# Exercise aim:
In the copy, keep every record exact and leave out all images.

Interface markup and scripts

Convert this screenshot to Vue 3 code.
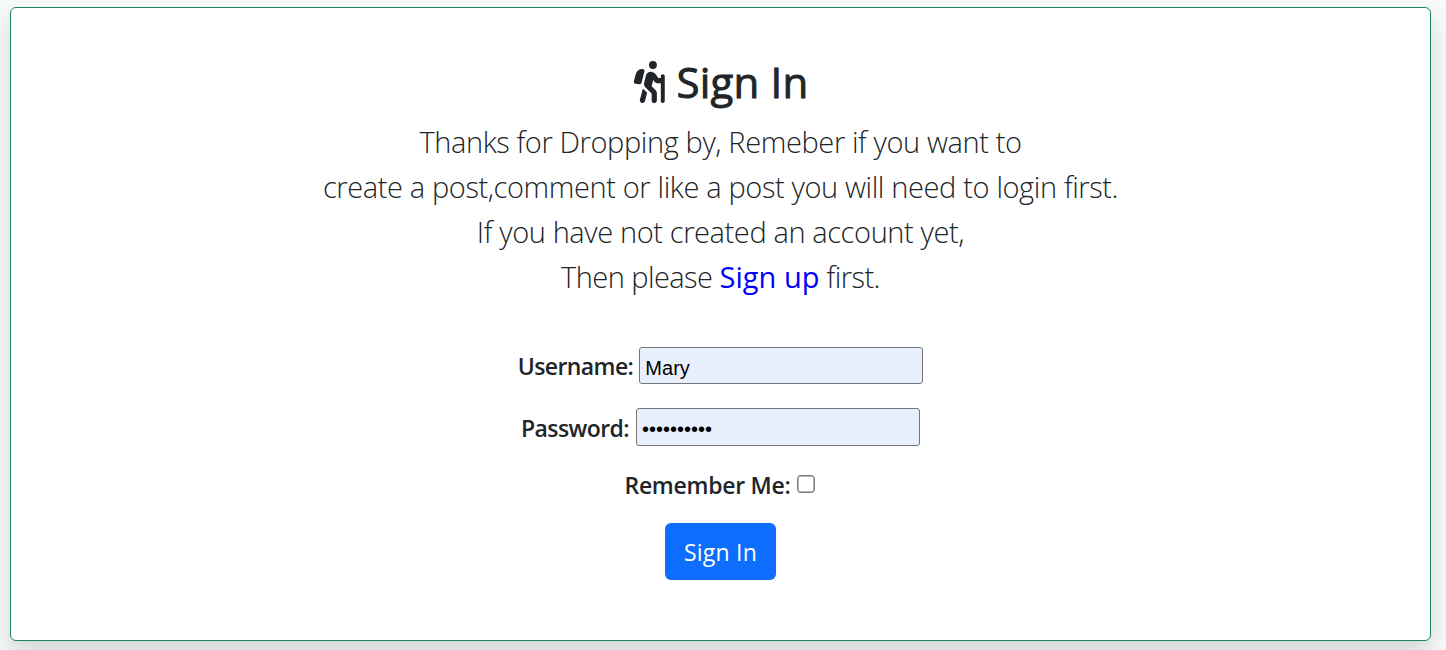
<script setup>
import { ref } from 'vue'

const username = ref('Mary')
const password = ref('mountain12')
const remember = ref(false)
</script>

<template>
  <div class="page">
    <main class="card">
      <h1 class="title">
        <svg class="hiker" viewBox="0 0 384 512" aria-hidden="true">
          <path fill="currentColor" d="M192 48a48 48 0 1 1 96 0 48 48 0 1 1 -96 0zm51.3 182.7L224.2 307l49.7 49.7c9 9 14.1 21.2 14.1 33.9V480c0 17.7-14.3 32-32 32s-32-14.3-32-32V397.3l-73.9-73.9c-15.8-15.8-22.2-38.6-16.9-60.3l20.4-84c8.3-34.1 42.7-54.9 76.7-46.4c19 4.8 35.6 16.4 46.4 32.7L305.1 208H336V184c0-13.3 10.7-24 24-24s24 10.7 24 24v55.8c0 .1 0 .2 0 .2s0 .2 0 .2V488c0 13.3-10.7 24-24 24s-24-10.7-24-24V272H296.6c-16 0-31-8-39.9-21.4l-13.3-20zM81.1 471.9L117.3 334c3 4.2 6.4 8.2 10.1 11.9l41.9 41.9L142.9 488.1c-4.5 17.1-22 27.3-39.1 22.8s-27.3-22-22.8-39.1zm55.5-346L101.4 266.5c-3 12.1-14.9 19.9-27.2 17.9l-47.9-8c-14-2.3-22.9-16.3-19.2-30L31.9 155c9.5-34.8 41.1-59 77.2-59h4.2c15.6 0 27.1 14.7 23.3 29.8z" />
        </svg>
        <span>Sign In</span>
      </h1>
      <div class="lead">
        <p>Thanks for Dropping by, Remeber if you want to</p>
        <p class="notice">create a post,comment or like a post you will need to login first.</p>
        <p>If you have not created an account yet,</p>
        <p class="signup">Then please <a href="#">Sign up</a> first.</p>
      </div>
      <form class="form" @submit.prevent>
        <div class="row user">
          <label for="user">Username:</label>
          <input id="user" v-model="username" class="field" type="text" />
        </div>
        <div class="row pass">
          <label for="pass">Password:</label>
          <input id="pass" v-model="password" class="field" type="password" />
        </div>
        <div class="row remember">
          <label for="rem">Remember Me:</label>
          <input id="rem" v-model="remember" class="check" type="checkbox" />
        </div>
        <button class="submit" type="submit">Sign In</button>
      </form>
    </main>
  </div>
</template>

<style>
body {
  margin: 0;
  background: #f8f9fa;
}
</style>

<style scoped>
.page {
  box-sizing: border-box;
  height: 100vh;
  min-height: 650px;
  padding: 7px 0 0 10px;
  overflow: hidden;
}
.card {
  box-sizing: border-box;
  width: 1421px;
  height: 634px;
  padding-top: 49px;
  display: flex;
  flex-direction: column;
  align-items: center;
  background: #fff;
  border: 1px solid #198754;
  border-radius: 6px;
  box-shadow: 0 12px 24px rgba(0, 0, 0, 0.15);
  color: #212529;
  font-family: "Open Sans", "Noto Sans", sans-serif;
}
.title {
  display: flex;
  align-items: center;
  gap: 12px;
  height: 50px;
  margin: 0;
  font-size: 42px;
  line-height: 50px;
  font-weight: 500;
  letter-spacing: 0.2px;
  white-space: nowrap;
}
.title span {
  -webkit-text-stroke: 0.9px currentColor;
}
.hiker {
  width: 32px;
  height: 42px;
}
.lead {
  margin-top: 12px;
  font-size: 29px;
  font-weight: 300;
  line-height: 45px;
  letter-spacing: -0.39px;
  text-align: center;
  white-space: nowrap;
}
.lead p {
  margin: 0;
}
.lead .notice {
  letter-spacing: -0.42px;
  word-spacing: 0.2px;
}
.lead .signup {
  letter-spacing: -0.55px;
}
.lead a {
  color: #00f;
  font-weight: 400;
  letter-spacing: 0.05px;
  text-decoration: none;
}
.form {
  display: flex;
  flex-direction: column;
  align-items: center;
  margin-top: 48px;
}
.row {
  display: flex;
  align-items: center;
  gap: 7px;
  font-size: 23px;
  font-weight: 600;
  line-height: 36px;
  letter-spacing: -0.58px;
  white-space: nowrap;
}
.user {
  gap: 6px;
}
.field {
  box-sizing: border-box;
  width: 284px;
  height: 37px;
  margin: 0;
  padding: 5px 5px 0;
  border: 1px solid #767676;
  border-radius: 3px;
  outline: none;
  background: #e8f0fe;
  color: #000;
  font: 20px "Liberation Sans", Arial, sans-serif;
}
.pass {
  margin-top: 24px;
}
.pass label {
  padding-top: 2px;
}
.pass .field {
  height: 38px;
  padding-top: 4px;
}
.remember {
  gap: 6px;
  height: 36px;
  margin-top: 21px;
  padding-right: 2px;
  letter-spacing: -0.27px;
}
.check {
  appearance: none;
  box-sizing: border-box;
  width: 18px;
  height: 18px;
  margin: 0 0 2px;
  border: 1px solid #767676;
  border-radius: 3.5px;
  box-shadow: inset 0 0 0 0.5px #767676;
  background: #fff;
}
.submit {
  width: 111px;
  height: 57px;
  margin-top: 20px;
  padding: 0;
  border: 0;
  border-radius: 6px;
  background: #0d6efd;
  color: #fff;
  font-family: inherit;
  font-size: 23px;
  line-height: 36px;
  letter-spacing: 0.2px;
}
</style>
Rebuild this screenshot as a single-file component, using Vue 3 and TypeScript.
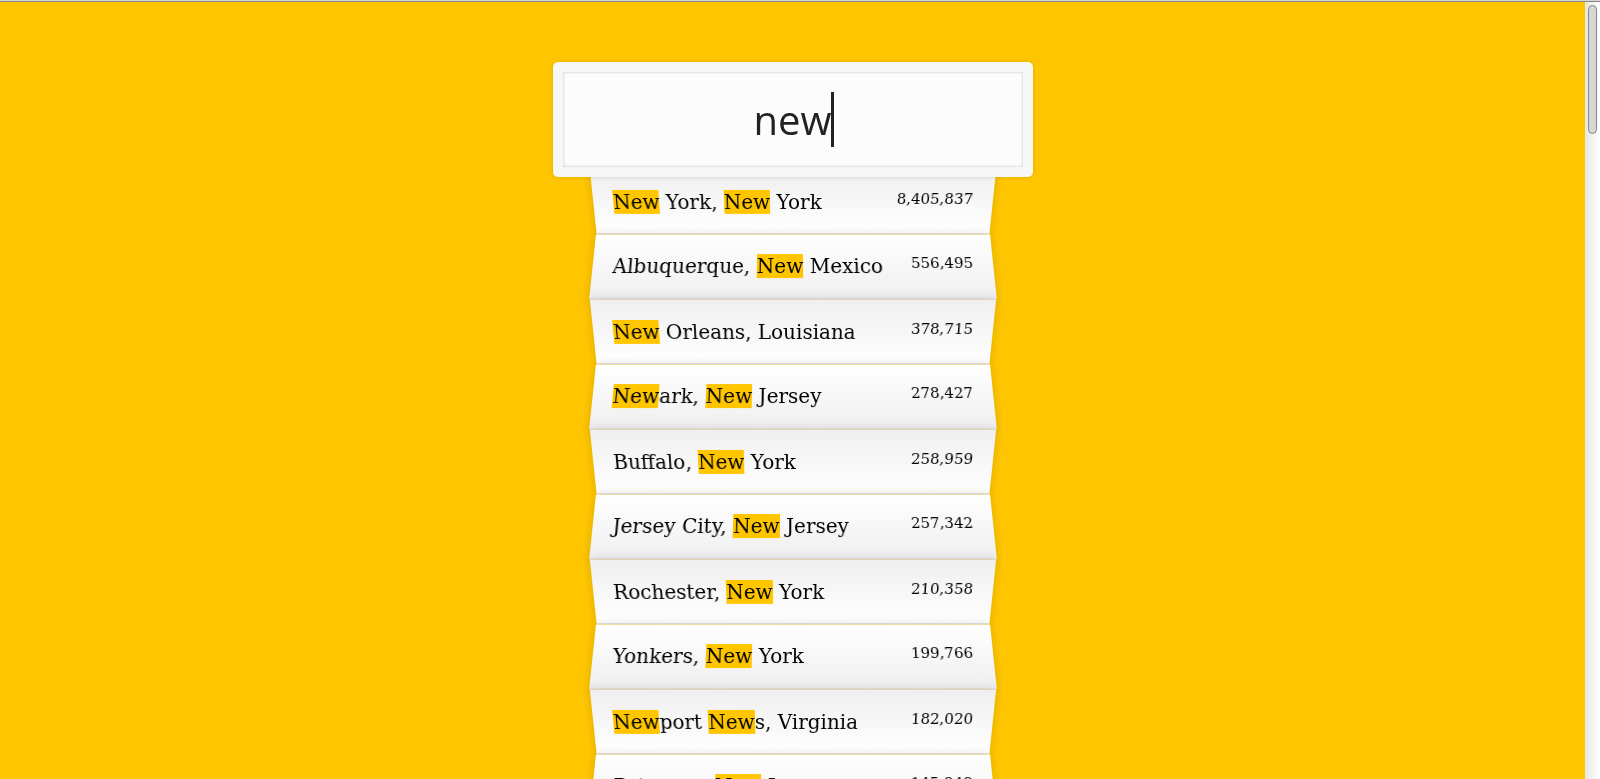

# Final answer:
Convert this screenshot to Vue 3 code.
<script setup>
import { ref } from 'vue'

const username = ref('Mary')
const password = ref('mountain12')
const remember = ref(false)
</script>

<template>
  <div class="page">
    <main class="card">
      <h1 class="title">
        <svg class="hiker" viewBox="0 0 384 512" aria-hidden="true">
          <path fill="currentColor" d="M192 48a48 48 0 1 1 96 0 48 48 0 1 1 -96 0zm51.3 182.7L224.2 307l49.7 49.7c9 9 14.1 21.2 14.1 33.9V480c0 17.7-14.3 32-32 32s-32-14.3-32-32V397.3l-73.9-73.9c-15.8-15.8-22.2-38.6-16.9-60.3l20.4-84c8.3-34.1 42.7-54.9 76.7-46.4c19 4.8 35.6 16.4 46.4 32.7L305.1 208H336V184c0-13.3 10.7-24 24-24s24 10.7 24 24v55.8c0 .1 0 .2 0 .2s0 .2 0 .2V488c0 13.3-10.7 24-24 24s-24-10.7-24-24V272H296.6c-16 0-31-8-39.9-21.4l-13.3-20zM81.1 471.9L117.3 334c3 4.2 6.4 8.2 10.1 11.9l41.9 41.9L142.9 488.1c-4.5 17.1-22 27.3-39.1 22.8s-27.3-22-22.8-39.1zm55.5-346L101.4 266.5c-3 12.1-14.9 19.9-27.2 17.9l-47.9-8c-14-2.3-22.9-16.3-19.2-30L31.9 155c9.5-34.8 41.1-59 77.2-59h4.2c15.6 0 27.1 14.7 23.3 29.8z" />
        </svg>
        <span>Sign In</span>
      </h1>
      <div class="lead">
        <p>Thanks for Dropping by, Remeber if you want to</p>
        <p class="notice">create a post,comment or like a post you will need to login first.</p>
        <p>If you have not created an account yet,</p>
        <p class="signup">Then please <a href="#">Sign up</a> first.</p>
      </div>
      <form class="form" @submit.prevent>
        <div class="row user">
          <label for="user">Username:</label>
          <input id="user" v-model="username" class="field" type="text" />
        </div>
        <div class="row pass">
          <label for="pass">Password:</label>
          <input id="pass" v-model="password" class="field" type="password" />
        </div>
        <div class="row remember">
          <label for="rem">Remember Me:</label>
          <input id="rem" v-model="remember" class="check" type="checkbox" />
        </div>
        <button class="submit" type="submit">Sign In</button>
      </form>
    </main>
  </div>
</template>

<style>
body {
  margin: 0;
  background: #f8f9fa;
}
</style>

<style scoped>
.page {
  box-sizing: border-box;
  height: 100vh;
  min-height: 650px;
  padding: 7px 0 0 10px;
  overflow: hidden;
}
.card {
  box-sizing: border-box;
  width: 1421px;
  height: 634px;
  padding-top: 49px;
  display: flex;
  flex-direction: column;
  align-items: center;
  background: #fff;
  border: 1px solid #198754;
  border-radius: 6px;
  box-shadow: 0 12px 24px rgba(0, 0, 0, 0.15);
  color: #212529;
  font-family: "Open Sans", "Noto Sans", sans-serif;
}
.title {
  display: flex;
  align-items: center;
  gap: 12px;
  height: 50px;
  margin: 0;
  font-size: 42px;
  line-height: 50px;
  font-weight: 500;
  letter-spacing: 0.2px;
  white-space: nowrap;
}
.title span {
  -webkit-text-stroke: 0.9px currentColor;
}
.hiker {
  width: 32px;
  height: 42px;
}
.lead {
  margin-top: 12px;
  font-size: 29px;
  font-weight: 300;
  line-height: 45px;
  letter-spacing: -0.39px;
  text-align: center;
  white-space: nowrap;
}
.lead p {
  margin: 0;
}
.lead .notice {
  letter-spacing: -0.42px;
  word-spacing: 0.2px;
}
.lead .signup {
  letter-spacing: -0.55px;
}
.lead a {
  color: #00f;
  font-weight: 400;
  letter-spacing: 0.05px;
  text-decoration: none;
}
.form {
  display: flex;
  flex-direction: column;
  align-items: center;
  margin-top: 48px;
}
.row {
  display: flex;
  align-items: center;
  gap: 7px;
  font-size: 23px;
  font-weight: 600;
  line-height: 36px;
  letter-spacing: -0.58px;
  white-space: nowrap;
}
.user {
  gap: 6px;
}
.field {
  box-sizing: border-box;
  width: 284px;
  height: 37px;
  margin: 0;
  padding: 5px 5px 0;
  border: 1px solid #767676;
  border-radius: 3px;
  outline: none;
  background: #e8f0fe;
  color: #000;
  font: 20px "Liberation Sans", Arial, sans-serif;
}
.pass {
  margin-top: 24px;
}
.pass label {
  padding-top: 2px;
}
.pass .field {
  height: 38px;
  padding-top: 4px;
}
.remember {
  gap: 6px;
  height: 36px;
  margin-top: 21px;
  padding-right: 2px;
  letter-spacing: -0.27px;
}
.check {
  appearance: none;
  box-sizing: border-box;
  width: 18px;
  height: 18px;
  margin: 0 0 2px;
  border: 1px solid #767676;
  border-radius: 3.5px;
  box-shadow: inset 0 0 0 0.5px #767676;
  background: #fff;
}
.submit {
  width: 111px;
  height: 57px;
  margin-top: 20px;
  padding: 0;
  border: 0;
  border-radius: 6px;
  background: #0d6efd;
  color: #fff;
  font-family: inherit;
  font-size: 23px;
  line-height: 36px;
  letter-spacing: 0.2px;
}
</style>
Rebuild this screenshot as a single-file component, using Vue 3 and TypeScript.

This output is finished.